Friedrich Nietzsche fue, nuevamente, uno de los primeros pensadores en observar el hecho de que realizamos esta extraña operación de separación que hemos descrito arriba. Escribe Nietzsche:
«... [el lenguaje] entiende y malentiende que todo hacer está condicionado por un agente, por un 'sujeto'. (...) del mismo modo que el pueblo separa el rayo de su resplandor y concibe al segundo como un hacer, como una acción de un sujeto que se llama rayo. (...) Pero tal sustrato no existe; no hay ningún 'ser' detrás del hacer, del actuar, del devenir; el 'agente' ha sido ficticiamente añadido al hacer, el hacer es todo».
Al igual que Nietzsche, postulamos que «el agente es una ficción, el hacer es todo».Sostenemos que la acción y el sujeto (el «yo») que ejecuta la acción no pueden separarse. En realidad, son las acciones que se ejecutan las que están permanentemente constituyendo el «yo». Sin acciones no hay «yo» y sin «yo» no hay acciones. La flecha, el arco y el arquero en este caso se generan simultáneamente. La flecha que vuela está constituyendo al arquero. Somos quienes somos según las acciones que ejecutamos (y esto incluye los actos de hablar y de escuchar).
-Albert Einstein adoptó una posición similar. En una conferencia que dictó en Inglaterra sobre la metodología de la física teórica, dijo que si queremos entender lo que hace un científico no debiéramos basarnos en lo que él nos diría acerca de sus acciones. Debiéramos limitarnos a examinar su obra. Esta es también una de las posiciones centrales de la epistemología desarrollada por el filósofo de las ciencias francés, Gastón Bachelard.
Cuando actuamos (y también cuando hablamos y escuchamos —esto es, cuando estamos en conversación) estamos constituyendo el «yo» que somos. Lo hacemos tanto para nosotros mismos como para los demás. Nuestras acciones incluyen tanto nuestros actos públicos, como los privados; tanto nuestras conversaciones públicas, como las privadas. Pero hacer una separación entre actos públicos y privados (o conversaciones públicas y privadas) es algo muy diferente de separar al «yo» de sus acciones.

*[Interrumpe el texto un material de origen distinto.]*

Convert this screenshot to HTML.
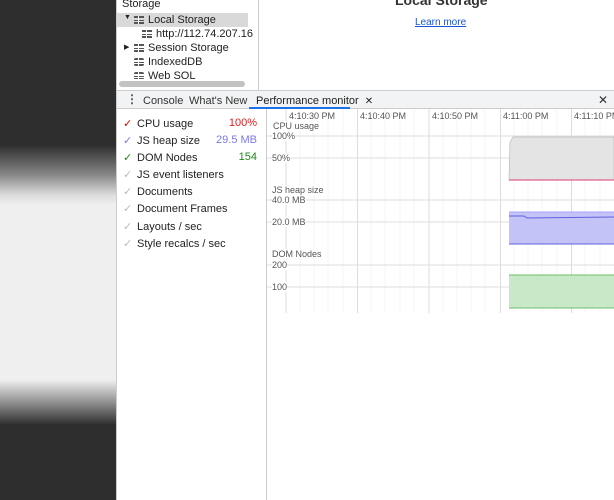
<!DOCTYPE html>
<html><head><style>
*{margin:0;padding:0;box-sizing:border-box}
body{width:614px;height:500px;overflow:hidden;position:relative;font-family:"Liberation Sans",sans-serif;font-size:11px;color:#222;background:#fff}
.abs{position:absolute}
.bg{left:0;top:0;width:116px;height:500px;background:linear-gradient(to bottom,#2e2e2e 0,#2e2e2e 145px,#888 175px,#dcdcdc 195px,#efefef 205px,#efefef 380px,#9a9a9a 400px,#2e2e2e 425px,#2e2e2e 500px)}
.tree div{position:absolute;white-space:nowrap;font-size:11px}
.grid{display:inline-block;width:10px;height:8px;border-top:2px solid #555;border-bottom:2px solid #555;background:linear-gradient(#555,#555) 0 2px/10px 1px no-repeat;vertical-align:-1px;margin-right:4px;position:relative}
.grid:after{content:"";position:absolute;left:4px;top:-2px;width:1px;height:8px;background:#fff}
.lbl{position:absolute;font-size:9px;color:#555;white-space:nowrap}
.m{position:absolute;left:123px;font-size:11px;white-space:nowrap}
.m .c{display:inline-block;width:14px;color:#bbb}
.v{position:absolute;right:357px;font-size:11px}
</style></head><body>
<div class="abs bg"></div>
<div class="abs" style="left:116px;top:0;width:1px;height:500px;background:#ccc"></div>
<div class="abs tree" style="left:117px;top:0;width:141px;height:90px;background:#fff">
 <div style="left:5px;top:-2px">Storage</div>
 <div style="left:0;top:13px;width:131px;height:14px;background:#d9d9d9"></div>
 <div style="left:7px;top:14px;font-size:7px">▼</div>
 <div style="left:17px;top:14px"><span class="grid"></span>Local Storage</div>
 <div style="left:25px;top:28px"><span class="grid"></span>http://112.74.207.16</div>
 <div style="left:7px;top:43px;font-size:7px">▶</div>
 <div style="left:17px;top:42px"><span class="grid"></span>Session Storage</div>
 <div style="left:17px;top:56px"><span class="grid" style="border-radius:2px"></span>IndexedDB</div>
 <div style="left:17px;top:70px"><span class="grid" style="border-radius:2px"></span>Web SQL</div>
 <div style="left:0;top:79px;width:141px;height:11px;background:#fff"></div>
 <div style="left:2px;top:81px;width:126px;height:6px;border-radius:3px;background:#c2c2c2"></div>
</div>
<div class="abs" style="left:258px;top:0;width:1px;height:90px;background:#ccc"></div>
<div class="abs" style="left:395px;top:-8px;font-size:14px;font-weight:bold;color:#333">Local Storage</div>
<div class="abs" style="left:415px;top:17px;font-size:10px;color:#1a55d6;text-decoration:underline">Learn more</div>
<div class="abs" style="left:117px;top:90px;width:497px;height:19px;background:#f1f3f4;border-top:1px solid #ccc;border-bottom:1px solid #ccc"></div>
<div class="abs" style="left:126px;top:92px;font-size:12px;font-weight:bold;color:#555;line-height:14px">⋮</div>
<div class="abs" style="left:143px;top:95px;color:#333">Console</div>
<div class="abs" style="left:189px;top:95px;color:#333">What's New</div>
<div class="abs" style="left:256px;top:95px;color:#222">Performance monitor <span style="font-size:10px;margin-left:3px">✕</span></div>
<div class="abs" style="left:249px;top:107px;width:101px;height:2px;background:#1a73e8"></div>
<div class="abs" style="left:598px;top:93px;font-size:12px;color:#333">✕</div>
<div class="m" style="top:117px"><span class="c" style="color:#d00">✓</span>CPU usage</div><div class="v" style="top:117px;color:#e02020">100%</div>
<div class="m" style="top:134px"><span class="c" style="color:#77f">✓</span>JS heap size</div><div class="v" style="top:134px;color:#7a7aee">29.5 MB</div>
<div class="m" style="top:151px"><span class="c" style="color:#1a8a1a">✓</span>DOM Nodes</div><div class="v" style="top:151px;color:#1a8a1a">154</div>
<div class="m" style="top:168px"><span class="c">✓</span>JS event listeners</div>
<div class="m" style="top:185px"><span class="c">✓</span>Documents</div>
<div class="m" style="top:202px"><span class="c">✓</span>Document Frames</div>
<div class="m" style="top:220px"><span class="c">✓</span>Layouts / sec</div>
<div class="m" style="top:237px"><span class="c">✓</span>Style recalcs / sec</div>
<div class="abs" style="left:266px;top:109px;width:1px;height:391px;background:#ccc"></div>
<svg class="abs" style="left:267px;top:109px" width="347" height="205">
 <g stroke="#f6f6f6">
  <line x1="33" y1="0" x2="33" y2="204"/><line x1="47" y1="0" x2="47" y2="204"/><line x1="61" y1="0" x2="61" y2="204"/><line x1="76" y1="0" x2="76" y2="204"/>
  <line x1="104" y1="0" x2="104" y2="204"/><line x1="118" y1="0" x2="118" y2="204"/><line x1="133" y1="0" x2="133" y2="204"/><line x1="147" y1="0" x2="147" y2="204"/>
  <line x1="176" y1="0" x2="176" y2="204"/><line x1="190" y1="0" x2="190" y2="204"/><line x1="204" y1="0" x2="204" y2="204"/><line x1="218" y1="0" x2="218" y2="204"/>
  <line x1="247" y1="0" x2="247" y2="204"/><line x1="261" y1="0" x2="261" y2="204"/><line x1="275" y1="0" x2="275" y2="204"/><line x1="290" y1="0" x2="290" y2="204"/>
  <line x1="318" y1="0" x2="318" y2="204"/><line x1="333" y1="0" x2="333" y2="204"/>
 </g>
 <g stroke="#ddd">
  <line x1="19" y1="0" x2="19" y2="204"/><line x1="90.5" y1="0" x2="90.5" y2="204"/><line x1="162" y1="0" x2="162" y2="204"/><line x1="233.5" y1="0" x2="233.5" y2="204"/><line x1="304.5" y1="0" x2="304.5" y2="204"/>
  <line x1="0" y1="27" x2="347" y2="27"/><line x1="0" y1="49" x2="347" y2="49"/>
  <line x1="0" y1="91" x2="347" y2="91"/><line x1="0" y1="113" x2="347" y2="113"/>
  <line x1="0" y1="156" x2="347" y2="156"/><line x1="0" y1="178" x2="347" y2="178"/>
 </g>
 <path d="M242 71 L243 33 L246 28 L347 28 L347 71 Z" fill="#e4e4e4" stroke="#bbb" stroke-width="0.7"/>
 <line x1="242" y1="71" x2="347" y2="71" stroke="#e06090" stroke-width="1.2"/>
 <rect x="242" y="103" width="105" height="32" fill="#c3c3f8"/>
 <line x1="242" y1="103" x2="347" y2="103" stroke="#a6a6f5"/>
 <path d="M242 107 L257 107 L260 109 L347 108" fill="none" stroke="#6060e0"/>
 <line x1="242" y1="135" x2="347" y2="135" stroke="#6060e0"/>
 <rect x="242" y="166" width="105" height="33" fill="#c8e8c8"/>
 <line x1="242" y1="166" x2="347" y2="166" stroke="#6abf6a"/>
 <line x1="242" y1="199" x2="347" y2="199" stroke="#6abf6a"/>
</svg>
<div class="lbl" style="left:289px;top:111px">4:10:30 PM</div>
<div class="lbl" style="left:360px;top:111px">4:10:40 PM</div>
<div class="lbl" style="left:432px;top:111px">4:10:50 PM</div>
<div class="lbl" style="left:503px;top:111px">4:11:00 PM</div>
<div class="lbl" style="left:574px;top:111px">4:11:10 PM</div>
<div class="lbl" style="left:273px;top:121px;background:#fff">CPU usage</div>
<div class="lbl" style="left:272px;top:131px;background:#fff">100%</div>
<div class="lbl" style="left:272px;top:153px;background:#fff">50%</div>
<div class="lbl" style="left:272px;top:185px;background:#fff">JS heap size</div>
<div class="lbl" style="left:272px;top:195px;background:#fff">40.0 MB</div>
<div class="lbl" style="left:272px;top:217px;background:#fff">20.0 MB</div>
<div class="lbl" style="left:272px;top:249px;background:#fff">DOM Nodes</div>
<div class="lbl" style="left:272px;top:260px;background:#fff">200</div>
<div class="lbl" style="left:272px;top:282px;background:#fff">100</div>
</body></html>
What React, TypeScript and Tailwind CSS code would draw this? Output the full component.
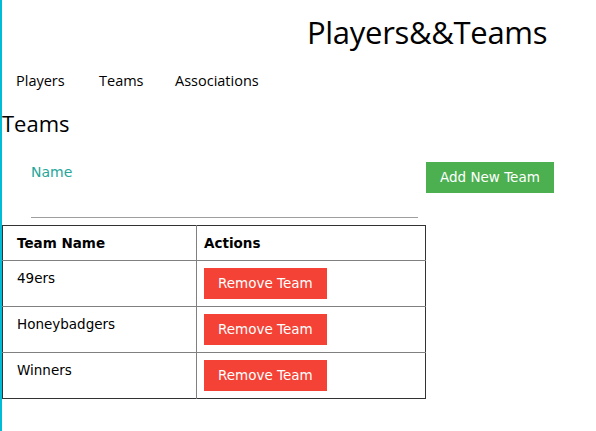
import React from "react";

const teams = ["49ers", "Honeybadgers", "Winners"];

function Header() {
  return (
    <>
      <div className="h-[62px] pl-[305px] pt-[12px]">
        <h1 className="text-[31px] leading-[40px] text-black font-['Open_Sans',sans-serif] tracking-[-0.3px]">
          Players&amp;&amp;Teams
        </h1>
      </div>
      <nav className="flex h-[38px] items-center font-['Open_Sans',sans-serif] text-[14.5px] text-black">
        <a className="ml-[14px] w-[83px]">Players</a>
        <a className="w-[76px]">Teams</a>
        <a>Associations</a>
      </nav>
    </>
  );
}

function AddTeamForm() {
  return (
    <div className="flex items-start pl-[29px] pt-[19px]">
      <div className="w-[387px] h-[62px] border-b border-[#9e9e9e] relative">
        <label className="absolute left-0 top-[6px] text-[14px] text-[#26a69a] font-['DejaVu_Sans',sans-serif]">
          Name
        </label>
        <input className="w-full h-full outline-none bg-transparent" />
      </div>
      <button className="ml-[8px] mt-[6px] h-[31px] px-[14px] bg-[#4caf50] text-white text-[13.5px] font-['DejaVu_Sans',sans-serif]">
        Add New Team
      </button>
    </div>
  );
}

function TeamsTable() {
  return (
    <table className="mt-[7px] border border-[#333] border-collapse text-[13.5px] font-['DejaVu_Sans',sans-serif] text-black">
      <thead>
        <tr className="h-[35px]">
          <th className="w-[194px] text-left font-bold px-[14px] border-r border-b border-[#808080]">
            Team Name
          </th>
          <th className="w-[229px] text-left font-bold px-[7px] border-b border-[#808080]">
            Actions
          </th>
        </tr>
      </thead>
      <tbody>
        {teams.map((team, i) => (
          <tr key={team} className={i < teams.length - 1 ? "border-b border-[#808080]" : ""}>
            <td className="align-top px-[14px] pt-[7px] border-r border-[#808080]">{team}</td>
            <td className="align-top px-[7px] pt-[7px] pb-[7px]">
              <button className="h-[31px] px-[14px] bg-[#f44336] text-white text-[13.5px]">
                Remove Team
              </button>
            </td>
          </tr>
        ))}
      </tbody>
    </table>
  );
}

export default function App() {
  return (
    <div className="min-h-screen bg-white border-l-2 border-[#00bcd4]">
      <Header />
      <h2 className="pl-[0px] text-[22px] leading-[28px] font-['Open_Sans',sans-serif] text-black mt-[9px]">
        Teams
      </h2>
      <AddTeamForm />
      <TeamsTable />
    </div>
  );
}
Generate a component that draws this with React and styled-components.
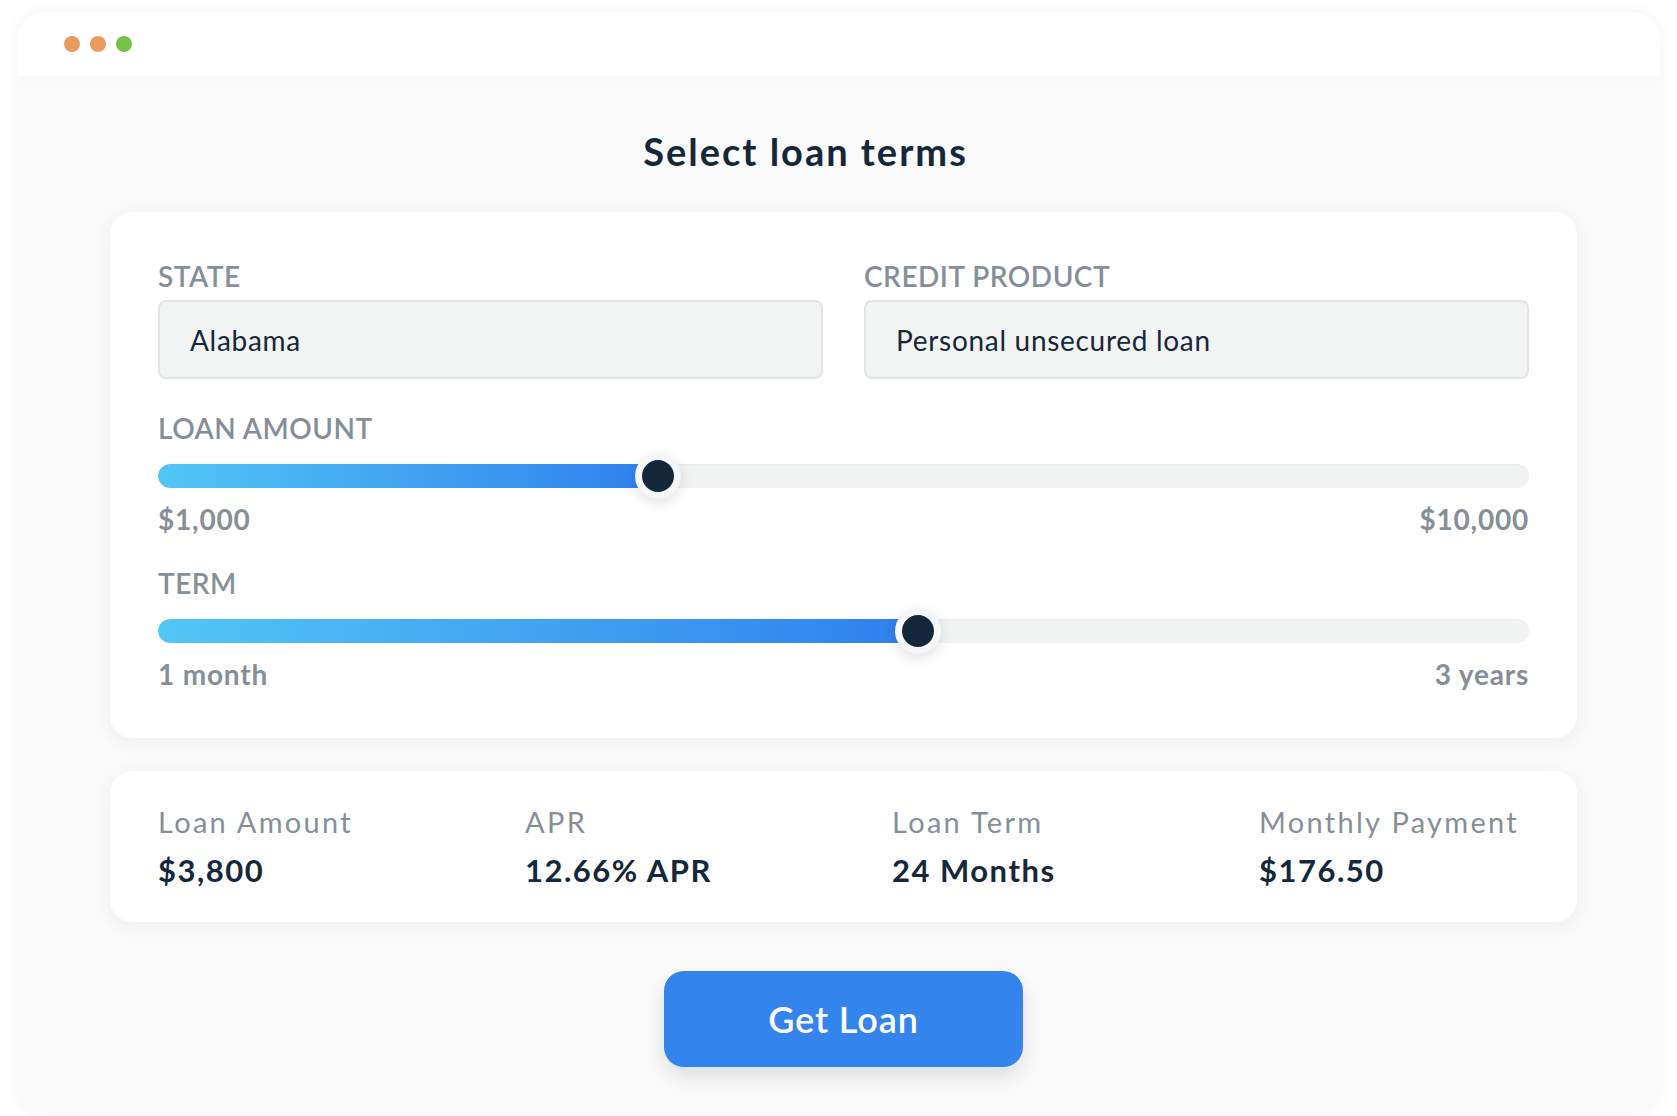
import React from "react";
import styled, { createGlobalStyle } from "styled-components";

const GlobalStyle = createGlobalStyle`
  html, body {
    margin: 0;
    padding: 0;
    background: #ffffff;
  }
  body {
    font-family: "Lato", "Open Sans", sans-serif;
    color: #15273a;
  }
`;

const Page = styled.div`
  width: 1677px;
  height: 1116px;
  padding: 12px 17px 0 17px;
  box-sizing: border-box;
  overflow: hidden;
`;

const Window = styled.div`
  height: 1103px;
  border-radius: 28px;
  background: #fafafa;
  box-shadow: 0 0 18px rgba(0, 0, 0, 0.05);
  overflow: hidden;
  display: flex;
  flex-direction: column;
`;

const TitleBar = styled.div`
  height: 64px;
  background: #ffffff;
  display: flex;
  align-items: center;
  gap: 10px;
  padding-left: 47px;
  box-shadow: 0 2px 8px rgba(0, 0, 0, 0.025);
  position: relative;
  z-index: 1;
`;

const Dot = styled.span`
  width: 16px;
  height: 16px;
  border-radius: 50%;
  background: ${(p) => p.color};
`;

const Content = styled.div`
  display: flex;
  flex-direction: column;
  align-items: stretch;
  padding: 52px 83px 0 93px;
`;

const Heading = styled.h1`
  margin: 0 76px 38px 0;
  font-size: 38px;
  line-height: 46px;
  font-weight: 700;
  letter-spacing: 2px;
  text-align: center;
  color: #15273a;
`;

const Card = styled.section`
  background: #ffffff;
  border-radius: 22px;
  box-shadow: 0 4px 18px rgba(20, 30, 40, 0.06);
`;

const TermsCard = styled(Card)`
  padding: 47px 48px 47px 48px;
  display: flex;
  flex-direction: column;
`;

const FieldRow = styled.div`
  display: grid;
  grid-template-columns: 1fr 1fr;
  gap: 41px;
`;

const Field = styled.div`
  display: flex;
  flex-direction: column;
`;

const Label = styled.div`
  font-size: 28px;
  line-height: 34px;
  font-weight: 600;
  letter-spacing: 0.5px;
  color: #858f99;
  text-transform: uppercase;
  margin-top: ${(p) => p.$top || 0}px;
`;

const Select = styled.div`
  margin-top: 7px;
  height: 79px;
  box-sizing: border-box;
  border: 2px solid #e1e4e6;
  border-radius: 8px;
  background: #f2f4f4;
  display: flex;
  align-items: center;
  padding-left: 30px;
  font-size: 28px;
  line-height: 34px;
  letter-spacing: 0.7px;
  color: #15273a;
`;

const SliderWrap = styled.div`
  margin-top: 8px;
  height: 46px;
  position: relative;
  display: flex;
  align-items: center;
`;

const Track = styled.div`
  width: 100%;
  height: 24px;
  border-radius: 12px;
  background: #f1f3f3;
  box-shadow: inset 0 1px 2px rgba(0, 0, 0, 0.04);
  overflow: hidden;
`;

const Fill = styled.div`
  height: 100%;
  border-radius: 12px;
  background: linear-gradient(90deg, #52c6f5 0%, #2f80ed 100%);
`;

const Thumb = styled.div`
  position: absolute;
  top: 0;
  width: 32px;
  height: 32px;
  margin-left: -23px;
  border: 7px solid #f5f6f7;
  border-radius: 50%;
  background: #15273a;
  box-shadow: 0 4px 14px rgba(0, 0, 0, 0.12);
`;

const Range = styled.div`
  margin-top: 3px;
  display: flex;
  justify-content: space-between;
  font-size: 28px;
  line-height: 34px;
  font-weight: 700;
  letter-spacing: 0.8px;
  color: #858f99;
`;

const SummaryCard = styled(Card)`
  margin-top: 33px;
  padding: 33px 0 34px 48px;
  display: grid;
  grid-template-columns: repeat(4, 343px);
  column-gap: 24px;
`;

const Stat = styled.div`
  display: flex;
  flex-direction: column;
  gap: 12px;
  white-space: nowrap;
`;

const StatLabel = styled.div`
  font-size: 29px;
  line-height: 36px;
  font-weight: 400;
  letter-spacing: 2.3px;
  color: #858f99;
`;

const StatValue = styled.div`
  font-size: 31px;
  line-height: 36px;
  font-weight: 700;
  letter-spacing: 1.5px;
  color: #15273a;
`;

const ButtonRow = styled.div`
  display: flex;
  justify-content: center;
  margin-top: 49px;
`;

const GetLoanButton = styled.button`
  width: 359px;
  height: 96px;
  border: none;
  border-radius: 20px;
  background: #3384ec;
  color: #ffffff;
  font-family: "Lato", "Open Sans", sans-serif;
  font-size: 36px;
  font-weight: 600;
  letter-spacing: 0.9px;
  box-shadow: 0 10px 18px rgba(20, 30, 40, 0.12);
  cursor: pointer;
`;

const Slider = ({ value }) => (
  <SliderWrap>
    <Track>
      <Fill style={{ width: `${value}%` }} />
    </Track>
    <Thumb style={{ left: `${value}%` }} />
  </SliderWrap>
);

const stats = [
  { label: "Loan Amount", value: "$3,800" },
  { label: "APR", value: "12.66% APR" },
  { label: "Loan Term", value: "24 Months" },
  { label: "Monthly Payment", value: "$176.50" },
];

export default function App() {
  return (
    <Page>
      <GlobalStyle />
      <Window>
        <TitleBar>
          <Dot color="#e99b5e" />
          <Dot color="#e99b5e" />
          <Dot color="#76c24a" />
        </TitleBar>
        <Content>
          <Heading>Select loan terms</Heading>
          <TermsCard>
            <FieldRow>
              <Field>
                <Label>State</Label>
                <Select>Alabama</Select>
              </Field>
              <Field>
                <Label>Credit Product</Label>
                <Select>Personal unsecured loan</Select>
              </Field>
            </FieldRow>
            <Label $top={32}>Loan Amount</Label>
            <Slider value={36.47} />
            <Range>
              <span>$1,000</span>
              <span>$10,000</span>
            </Range>
            <Label $top={30}>Term</Label>
            <Slider value={55.4} />
            <Range>
              <span>1 month</span>
              <span>3 years</span>
            </Range>
          </TermsCard>
          <SummaryCard>
            {stats.map((s) => (
              <Stat key={s.label}>
                <StatLabel>{s.label}</StatLabel>
                <StatValue>{s.value}</StatValue>
              </Stat>
            ))}
          </SummaryCard>
          <ButtonRow>
            <GetLoanButton>Get Loan</GetLoanButton>
          </ButtonRow>
        </Content>
      </Window>
    </Page>
  );
}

La noción misma de intenciones se desmorona al oponernos a separar a la persona de sus acciones. No viene al caso, por lo tanto, buscar nuevas clases de intenciones para entender el comportamiento humano, como lo hiciera Freud. Es el supuesto mismo de intención el que debe ser sustituido. La pregunta es: ¿Podemos prescindir de él? ¿Podemos darle un sentido al comportamiento humano sin presuponer una intención tras la acción?